Hasan Arslan

Hasan Arslan

22 Haziran 2025 Pazar

    HAK – HUKUK – ADALET

    0

    BEĞENDİM

    ABONE OL

    HAK – HUKUK – ADALET

    Benim yazlık sitede bir arkadaşım var.
    Kendisi askerî yargıç olarak albay rütbesiyle emekli bir subaydır.
    Bir sohbetimiz sırasında “Bir ülkede adalet düzenini çürütürseniz, o ülkeyi ayakta tutamazsınız. Çöker. Bütün kurumlarıyla çöker. Adalet sistemi her ülkenin yaşam kaynağıdır. Bu kaynağı kurutmayacaksınız.” demişti.
    Sen; devleti senin duygu ve düşüncelerine, kişisel buyruklarına uygun bir yargı organıyla yönetme kararı aldığında adalet kaynağını kuruttun.
    Kendi yargıçlarını bularak, bulduğun o yargıçların cüzdanlarını doldurdun. Ancak; vicdanlarını aldın ellerinden. Hukuku guguka çevirdin.
    Hakkı da hukuku da kendin ve çevrene topladığın avenen için istiyorsun.

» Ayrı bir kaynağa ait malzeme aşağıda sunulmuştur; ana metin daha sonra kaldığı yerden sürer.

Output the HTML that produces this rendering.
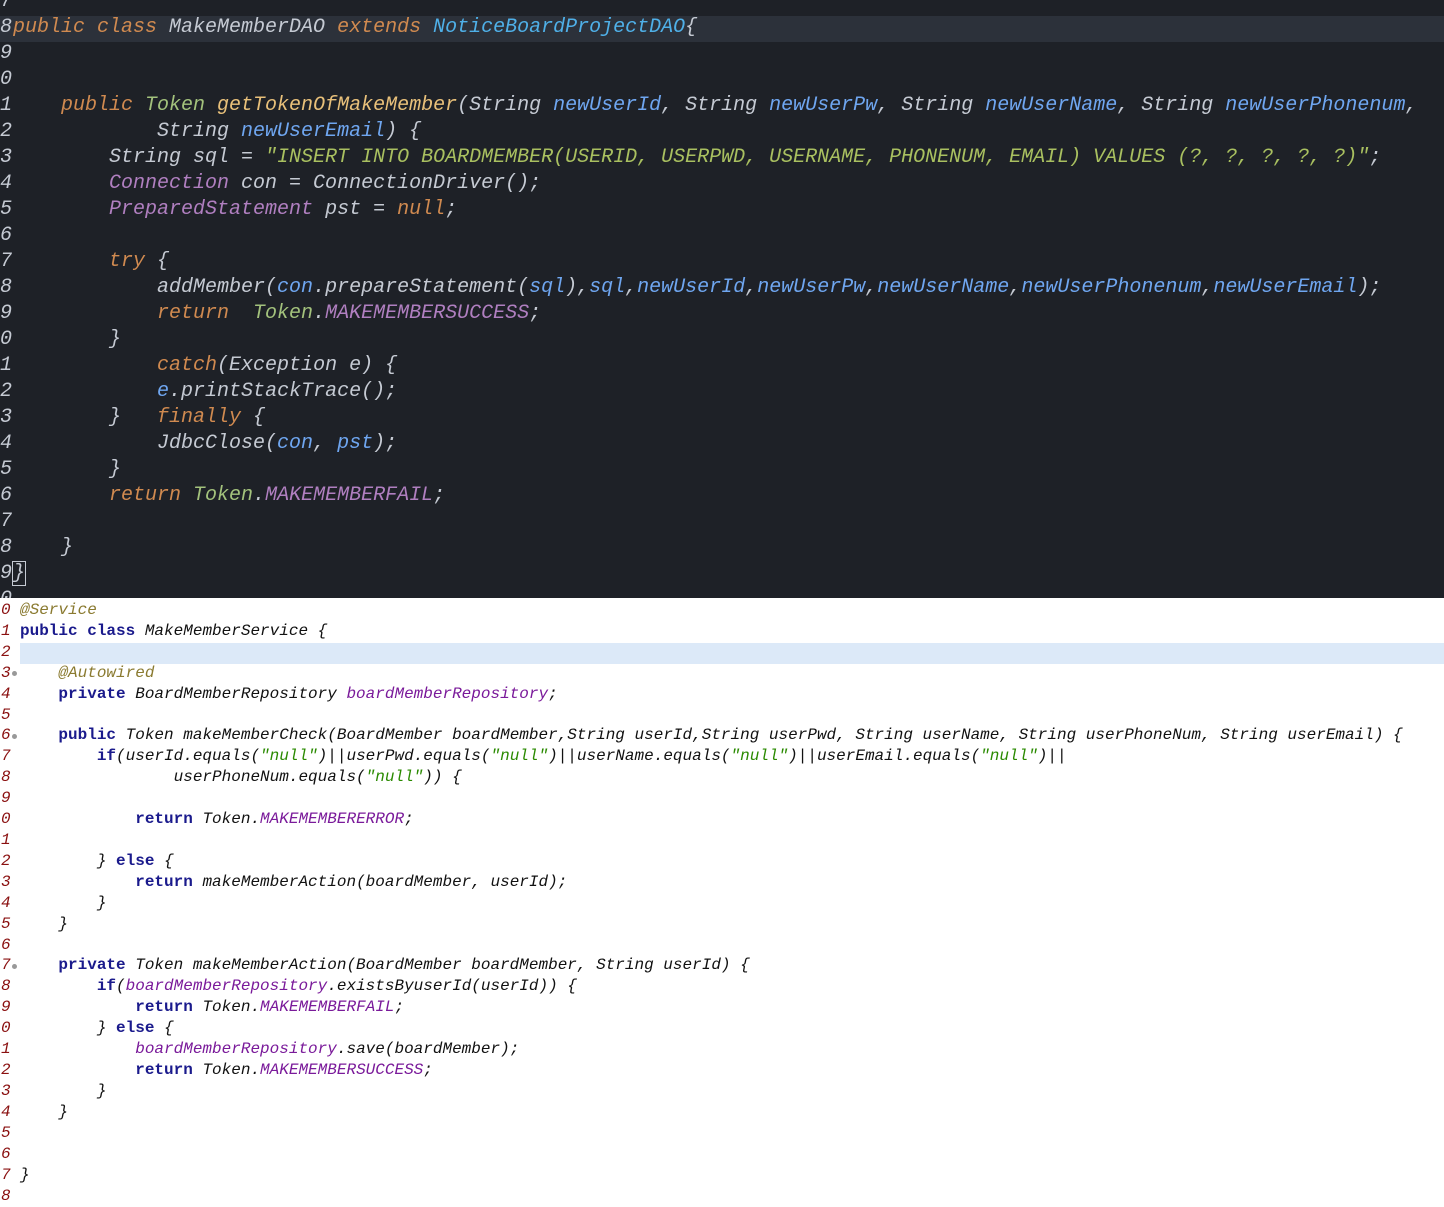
<!DOCTYPE html>
<html><head><meta charset="utf-8"><style>
body{margin:0;width:1444px;height:1207px;overflow:hidden;background:#fff;position:relative}
#top{position:absolute;left:0;top:0;width:1444px;height:598px;background:#1e2127;overflow:hidden}
.t{position:absolute;left:0;height:26px;line-height:26px;font:italic 20px "Liberation Mono",monospace;white-space:pre;color:#c5cad3;width:1444px}
.t .n{color:#c5cad3;display:inline-block;width:13px}
.k{color:#d08a50}.g{color:#a3c27c}.y{color:#e8c07a}.b{color:#6fa6f0}.p{color:#b07fc0}.s{color:#a9c060}.c{color:#4fb0e8}
#bot{position:absolute;left:0;top:598px;width:1444px;height:609px;background:#fff;overflow:hidden}
.l{position:absolute;left:0;height:21px;line-height:21px;font:italic 16px "Liberation Mono",monospace;white-space:pre;color:#111;width:1444px}
.l .n{color:#8a1010;display:inline-block;width:20px;padding-left:1px;box-sizing:border-box}
.K{color:#1a1a8c;font-weight:bold;font-style:normal}.S{color:#2a8a00}.F{color:#7a1a9a}.A{color:#8a7a30}
.dot{position:absolute;left:12px;width:5px;height:5px;border-radius:50%;background:#999}
</style></head><body>
<div id="top">
<div class="t" style="top:-10px"><span class="n">7</span></div>
<div class="t" style="top:16px;background:#2c313a"><span class="n">8</span><span class="k">public class </span>MakeMemberDAO <span class="k">extends </span><span class="c">NoticeBoardProjectDAO</span>{</div>
<div class="t" style="top:42px"><span class="n">9</span></div>
<div class="t" style="top:68px"><span class="n">0</span></div>
<div class="t" style="top:94px"><span class="n">1</span>    <span class="k">public </span><span class="g">Token </span><span class="y">getTokenOfMakeMember</span>(String <span class="b">newUserId</span>, String <span class="b">newUserPw</span>, String <span class="b">newUserName</span>, String <span class="b">newUserPhonenum</span>,</div>
<div class="t" style="top:120px"><span class="n">2</span>            String <span class="b">newUserEmail</span>) {</div>
<div class="t" style="top:146px"><span class="n">3</span>        String sql = <span class="s">"INSERT INTO BOARDMEMBER(USERID, USERPWD, USERNAME, PHONENUM, EMAIL) VALUES (?, ?, ?, ?, ?)"</span>;</div>
<div class="t" style="top:172px"><span class="n">4</span>        <span class="p">Connection </span>con = ConnectionDriver();</div>
<div class="t" style="top:198px"><span class="n">5</span>        <span class="p">PreparedStatement </span>pst = <span class="k">null</span>;</div>
<div class="t" style="top:224px"><span class="n">6</span></div>
<div class="t" style="top:250px"><span class="n">7</span>        <span class="k">try </span>{</div>
<div class="t" style="top:276px"><span class="n">8</span>            addMember(<span class="b">con</span>.prepareStatement(<span class="b">sql</span>),<span class="b">sql</span>,<span class="b">newUserId</span>,<span class="b">newUserPw</span>,<span class="b">newUserName</span>,<span class="b">newUserPhonenum</span>,<span class="b">newUserEmail</span>);</div>
<div class="t" style="top:302px"><span class="n">9</span>            <span class="k">return  </span><span class="g">Token</span>.<span class="p">MAKEMEMBERSUCCESS</span>;</div>
<div class="t" style="top:328px"><span class="n">0</span>        }</div>
<div class="t" style="top:354px"><span class="n">1</span>            <span class="k">catch</span>(Exception e) {</div>
<div class="t" style="top:380px"><span class="n">2</span>            <span class="b">e</span>.printStackTrace();</div>
<div class="t" style="top:406px"><span class="n">3</span>        }   <span class="k">finally </span>{</div>
<div class="t" style="top:432px"><span class="n">4</span>            JdbcClose(<span class="b">con</span>, <span class="b">pst</span>);</div>
<div class="t" style="top:458px"><span class="n">5</span>        }</div>
<div class="t" style="top:484px"><span class="n">6</span>        <span class="k">return </span><span class="g">Token</span>.<span class="p">MAKEMEMBERFAIL</span>;</div>
<div class="t" style="top:510px"><span class="n">7</span></div>
<div class="t" style="top:536px"><span class="n">8</span>    }</div>
<div class="t" style="top:562px"><span class="n">9</span><span style="outline:1px solid #c5cad3">}</span></div>
<div class="t" style="top:588px"><span class="n">0</span></div>
</div>
<div id="bot">
<div class="l" style="top:3px"><span class="n">0</span><span class="A">@Service</span></div>
<div class="l" style="top:24px"><span class="n">1</span><span class="K">public class </span>MakeMemberService {</div>
<div class="l" style="top:45px"><span class="n">2</span><span style="position:absolute;left:20px;top:0;width:1424px;height:21px;background:#dce9f8"></span></div>
<div class="l" style="top:66px"><span class="n">3</span>    <span class="A">@Autowired</span></div><div class="dot" style="top:73px"></div>
<div class="l" style="top:87px"><span class="n">4</span>    <span class="K">private </span>BoardMemberRepository <span class="F">boardMemberRepository</span>;</div>
<div class="l" style="top:108px"><span class="n">5</span></div>
<div class="l" style="top:128px"><span class="n">6</span>    <span class="K">public </span>Token makeMemberCheck(BoardMember boardMember,String userId,String userPwd, String userName, String userPhoneNum, String userEmail) {</div><div class="dot" style="top:136px"></div>
<div class="l" style="top:149px"><span class="n">7</span>        <span class="K">if</span>(userId.equals(<span class="S">"null"</span>)||userPwd.equals(<span class="S">"null"</span>)||userName.equals(<span class="S">"null"</span>)||userEmail.equals(<span class="S">"null"</span>)||</div>
<div class="l" style="top:170px"><span class="n">8</span>                userPhoneNum.equals(<span class="S">"null"</span>)) {</div>
<div class="l" style="top:191px"><span class="n">9</span></div>
<div class="l" style="top:212px"><span class="n">0</span>            <span class="K">return </span>Token.<span class="F">MAKEMEMBERERROR</span>;</div>
<div class="l" style="top:233px"><span class="n">1</span></div>
<div class="l" style="top:254px"><span class="n">2</span>        } <span class="K">else </span>{</div>
<div class="l" style="top:275px"><span class="n">3</span>            <span class="K">return </span>makeMemberAction(boardMember, userId);</div>
<div class="l" style="top:296px"><span class="n">4</span>        }</div>
<div class="l" style="top:317px"><span class="n">5</span>    }</div>
<div class="l" style="top:338px"><span class="n">6</span></div>
<div class="l" style="top:358px"><span class="n">7</span>    <span class="K">private </span>Token makeMemberAction(BoardMember boardMember, String userId) {</div><div class="dot" style="top:366px"></div>
<div class="l" style="top:379px"><span class="n">8</span>        <span class="K">if</span>(<span class="F">boardMemberRepository</span>.existsByuserId(userId)) {</div>
<div class="l" style="top:400px"><span class="n">9</span>            <span class="K">return </span>Token.<span class="F">MAKEMEMBERFAIL</span>;</div>
<div class="l" style="top:421px"><span class="n">0</span>        } <span class="K">else </span>{</div>
<div class="l" style="top:442px"><span class="n">1</span>            <span class="F">boardMemberRepository</span>.save(boardMember);</div>
<div class="l" style="top:463px"><span class="n">2</span>            <span class="K">return </span>Token.<span class="F">MAKEMEMBERSUCCESS</span>;</div>
<div class="l" style="top:484px"><span class="n">3</span>        }</div>
<div class="l" style="top:505px"><span class="n">4</span>    }</div>
<div class="l" style="top:526px"><span class="n">5</span></div>
<div class="l" style="top:547px"><span class="n">6</span></div>
<div class="l" style="top:568px"><span class="n">7</span>}</div>
<div class="l" style="top:589px"><span class="n">8</span></div>
</div>
</body></html>
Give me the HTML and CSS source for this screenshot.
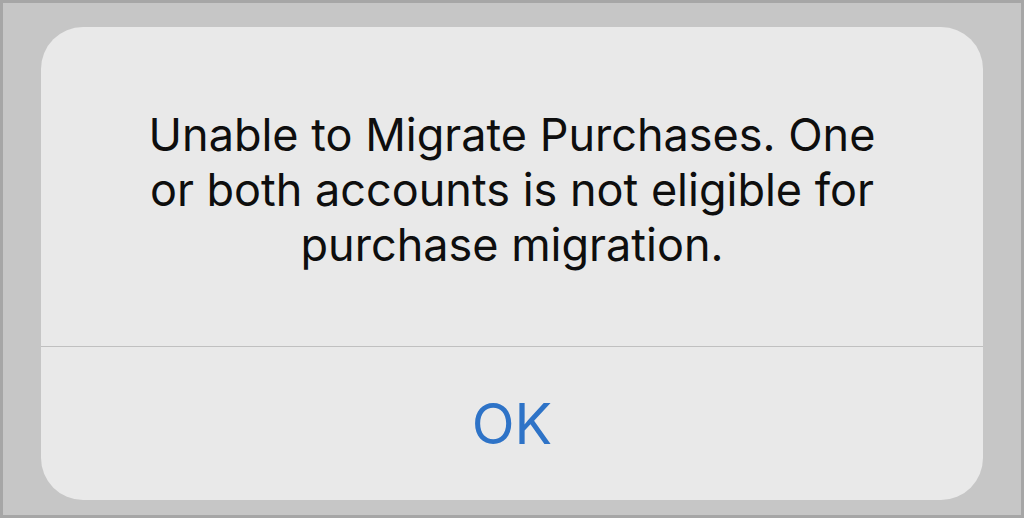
FILE: index.html
```html
<!DOCTYPE html>
<html lang="en">
<head>
<meta charset="utf-8">
<title>Alert</title>
<link rel="stylesheet" href="styles.css">
</head>
<body>
<div class="frame">
  <div class="alert">
    <div class="alert-body">
      <p class="alert-message">Unable to Migrate Purchases. One<br>or both accounts is not eligible for<br>purchase migration.</p>
    </div>
    <div class="alert-divider"></div>
    <div class="alert-actions">
      <span class="alert-button">OK</span>
    </div>
  </div>
</div>
</body>
</html>
```

FILE: styles.css
```css
html, body {
  margin: 0;
  padding: 0;
}
body {
  width: 1024px;
  height: 518px;
  overflow: hidden;
}
.frame {
  box-sizing: border-box;
  width: 1024px;
  height: 518px;
  background: #c6c6c6;
  border: 3px solid #a6a6a6;
  padding: 24px 38px 0 38px;
}
.alert {
  width: 942px;
  height: 473px;
  background: #e9e9e9;
  border-radius: 42px;
  display: flex;
  flex-direction: column;
  font-family: Inter, "Noto Sans", sans-serif;
}
.alert-body {
  height: 319px;
  box-sizing: border-box;
  padding-top: 80px;
}
.alert-message {
  margin: 0;
  text-align: center;
  font-size: 45px;
  line-height: 55px;
  color: #0e0e0e;
  font-weight: 400;
}
.alert-divider {
  height: 1px;
  background: #c0c0c0;
}
.alert-actions {
  flex: 1;
  display: flex;
  align-items: center;
  justify-content: center;
}
.alert-button {
  font-size: 56px;
  color: #2e73c7;
  line-height: 1;
}
```
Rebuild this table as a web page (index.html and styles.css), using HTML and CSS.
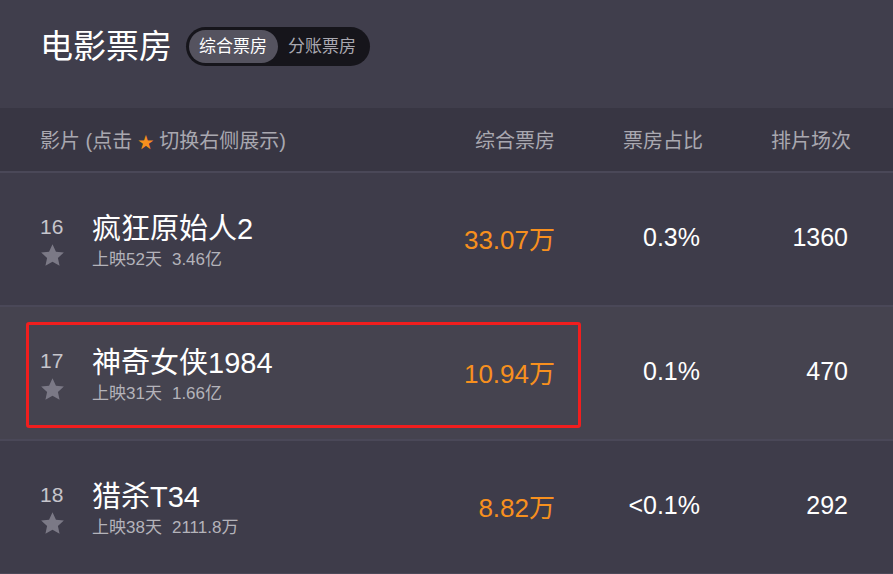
FILE: index.html
```html
<!DOCTYPE html>
<html lang="zh-CN">
<head>
    <meta charset="UTF-8">
    <meta name="viewport" content="width=device-width, initial-scale=1.0">
    <title>电影票房</title>
    <link rel="stylesheet" href="styles.css">
</head>
<body>
    <div class="page">
        <div class="top-bar">
            <h1 class="page-title">电影票房</h1>
            <div class="toggle">
                <span class="toggle-item active">综合票房</span>
                <span class="toggle-item">分账票房</span>
            </div>
        </div>

        <div class="table-head">
            <div class="col-name">影片 (点击 <span class="mini-star">&#9733;</span> 切换右侧展示)</div>
            <div class="col-num">综合票房</div>
            <div class="col-num">票房占比</div>
            <div class="col-num">排片场次</div>
        </div>

        <div class="movie-row">
            <div class="col-name movie">
                <div class="rank-box">
                    <div class="rank">16</div>
                    <svg class="star" viewBox="0 0 24 24"><path d="M12 1.2l3.3 7.1 7.6.8-5.7 5.2 1.6 7.6L12 18l-6.8 3.9 1.6-7.6L1.1 9.1l7.6-.8z"/></svg>
                </div>
                <div class="info">
                    <div class="movie-title">疯狂原始人2</div>
                    <div class="movie-sub">上映52天<span class="gap"></span>3.46亿</div>
                </div>
            </div>
            <div class="col-num box">33.07万</div>
            <div class="col-num val">0.3%</div>
            <div class="col-num val">1360</div>
        </div>

        <div class="movie-row current">
            <div class="mark"></div>
            <div class="col-name movie">
                <div class="rank-box">
                    <div class="rank">17</div>
                    <svg class="star" viewBox="0 0 24 24"><path d="M12 1.2l3.3 7.1 7.6.8-5.7 5.2 1.6 7.6L12 18l-6.8 3.9 1.6-7.6L1.1 9.1l7.6-.8z"/></svg>
                </div>
                <div class="info">
                    <div class="movie-title">神奇女侠1984</div>
                    <div class="movie-sub">上映31天<span class="gap"></span>1.66亿</div>
                </div>
            </div>
            <div class="col-num box">10.94万</div>
            <div class="col-num val">0.1%</div>
            <div class="col-num val">470</div>
        </div>

        <div class="movie-row">
            <div class="col-name movie">
                <div class="rank-box">
                    <div class="rank">18</div>
                    <svg class="star" viewBox="0 0 24 24"><path d="M12 1.2l3.3 7.1 7.6.8-5.7 5.2 1.6 7.6L12 18l-6.8 3.9 1.6-7.6L1.1 9.1l7.6-.8z"/></svg>
                </div>
                <div class="info">
                    <div class="movie-title">猎杀T34</div>
                    <div class="movie-sub">上映38天<span class="gap"></span>2111.8万</div>
                </div>
            </div>
            <div class="col-num box">8.82万</div>
            <div class="col-num val">&lt;0.1%</div>
            <div class="col-num val">292</div>
        </div>
    </div>
</body>
</html>
```

FILE: styles.css
```css
body {
    margin: 0;
    background-color: #3e3c4a;
    font-family: "Liberation Sans", "Noto Sans CJK SC", sans-serif;
}

.page {
    width: 893px;
}

.top-bar {
    height: 108px;
    box-sizing: border-box;
    padding: 27px 0 0 40px;
    display: flex;
    align-items: flex-start;
    background-color: #403e4c;
}

.page-title {
    margin: 0 14px 0 0;
    font-size: 33px;
    font-weight: normal;
    line-height: 39px;
    color: #ffffff;
}

.toggle {
    display: flex;
    padding: 3px;
    border-radius: 20px;
    background-color: #16151b;
}

.toggle-item {
    padding: 0 11px 0 10px;
    height: 33px;
    line-height: 33px;
    font-size: 17px;
    color: #a9a8b0;
    border-radius: 17px;
}

.toggle-item.active {
    background-color: #55535f;
    color: #ffffff;
}

.table-head,
.movie-row {
    display: flex;
    align-items: center;
    padding: 0 42px 0 40px;
    border-bottom: 2px solid #4a4858;
}

.table-head {
    height: 63px;
    background-color: #383643;
    font-size: 20px;
    color: #a9a8b0;
}

.col-name {
    flex: 1;
}

.col-num {
    box-sizing: border-box;
    width: 148px;
    text-align: right;
}

.table-head .col-num:first-of-type {
    width: auto;
}

.mini-star {
    color: #f7901e;
    font-size: 16px;
}

.movie-row {
    height: 132px;
    position: relative;
    background-color: #3e3c4a;
}

.movie-row.current {
    background-color: #45434f;
}

.mark {
    position: absolute;
    left: 26px;
    top: 15px;
    width: 549px;
    height: 100px;
    border: 3px solid #f01e1e;
    border-radius: 3px;
}

.movie {
    display: flex;
    align-items: flex-start;
    padding-top: 6px;
}

.rank-box {
    width: 52px;
    padding-top: 2px;
}

.rank {
    font-size: 21px;
    line-height: 24px;
    color: #c6c5cc;
}

.star {
    display: block;
    width: 25px;
    height: 25px;
    margin-top: 4px;
    fill: #7b7986;
}

.movie-title {
    font-size: 29px;
    line-height: 32px;
    color: #ffffff;
}

.movie-sub {
    margin-top: 4px;
    font-size: 17px;
    line-height: 22px;
    color: #b4b3ba;
}

.gap {
    display: inline-block;
    width: 10px;
}

.box {
    font-size: 26px;
    color: #f7901e;
    margin-top: -4px;
}

.val {
    font-size: 25px;
    color: #ffffff;
    padding-right: 3px;
    margin-top: -4px;
}
```
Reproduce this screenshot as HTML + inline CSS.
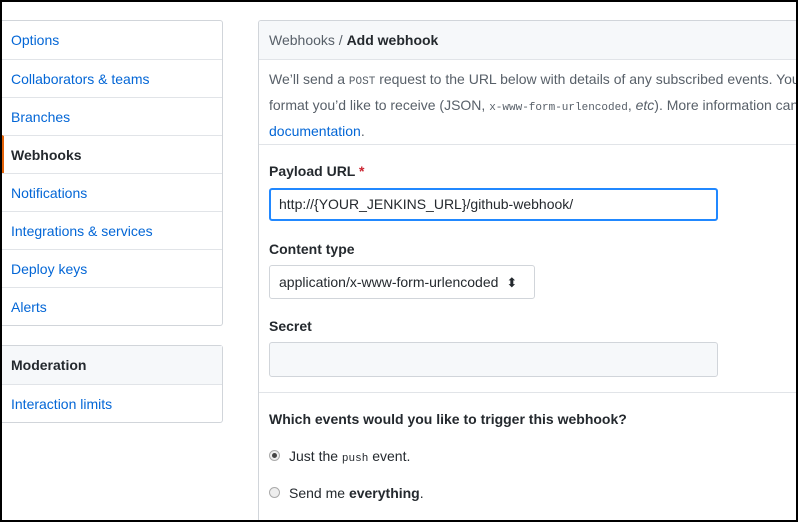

Senin ve yakın çevrenin dışında kalanların dünyaları yansa içinde tek çöpün yok.
    Hukuku guguka, intikam hukukuna çevirdiğin için ne demokratik kurum bıraktın ülkede ne de demokrasinin kurallarından eser. Devlet bir hukuk devleti olmaktan çıktı senin yönetiminde. 
    İnsan hakkı dokunulmazdır. Tabudur insan hakkı. Evrensel bir değerdir. En temel özelliğidir hakkı insanın. Senin gözünde insanını hakkının toplu iğne başı kadar bile bir değeri, bir anlamı yok.
    Hak da hukuk da, adalet de senin dinine, senin mezhebine senin ümmetine. Senin dininden, mezhebinden, ümmetinden olmayanın ne hakkı var ne hukuku. Öyle olunca da adalet diye bir kavram da, kurum da yok senden olmayana.
    Bu tutumunla yurttaşları senden olanlar ve senden olmayanlar diye ortadan ikiye böldün karpuz böler gibi.
    “Cumhur başkana hakaret” diye bir suç yarattın. İşine gelmeyen herkesi bununla suçluyor ve yargıçların hiç zaman yitirmeden durumdan görev çıkarıyorlar ve suçladığın kimse atıyorlar kodese. Sorgu da yok, sual de. Savcı iddianamesini yazmak zorunda bile saymıyor kendisini.
    Yargıçlarını da savcılarını da bir tarikatın ya da cemaatin müritleri arasından seçiyorsun. Bu dün de öyleydi, bugün de böyle.
    Son yargıç ve savcı atamalarında görev verdiklerinin tümünü, partili olanın tarafsız olamayacağını hiç dikkate almadan, partinin çeşitli katmanlarında görev yapan avukatlardan özenle seçtin.
    Bu yargıçlardan ve savcılardan hak ve hukuka saygılı, adaletli yargılama beklenebilir mi?
    Kuruyu da yakarlar bunlar, kurunun yanında yaşı da.
    Gizli ve yalancı tanıklık sıradanlaştı senin yönetiminde yargı sisteminde.
    Haber yapan gazetecilerin başlarının üstünde Demokles’in kılıcı oldular senin yargıç ve savcıların.
    Savcılar; iddialarını kes, yapıştır uygulamasıyla tek tip yapar duruma geldiler.
    Önce tutukla, sorgusuz-sualsiz yatır senelerce, sonra uydurma savlarla yargılarsın anlayışı egemen sistemde.
    Yaptığın, yaptırdığın işler için yasalar, yasa değeri taşıyan kararlar alıyor, aldırıyorsun. Yaptığın, yaptırdıkların işleri bu yasa ve yasa değerindeki kararlara uygun olarak yapıyor ya da yaptırıyorsun da onlar yasalara ve kararlara uygun olsalar da hukuku asla uygun olmuyorlar.
    Yargının sana uymayan kararlarını tanımamakla kalmıyor, yüksek yargının sana uymayan kararlarını tanımamakta da hiçbir sakınca görmüyorsun.

    Bağımsız yargıdan söz etme olanağı yok artık. 
    “Yargı bağımsızdır.” diyene kargalar bile güler.
    İşte; tam da bu nedenle biz, “HAK – HUKUK – ADALET” diye haykırıyoruz.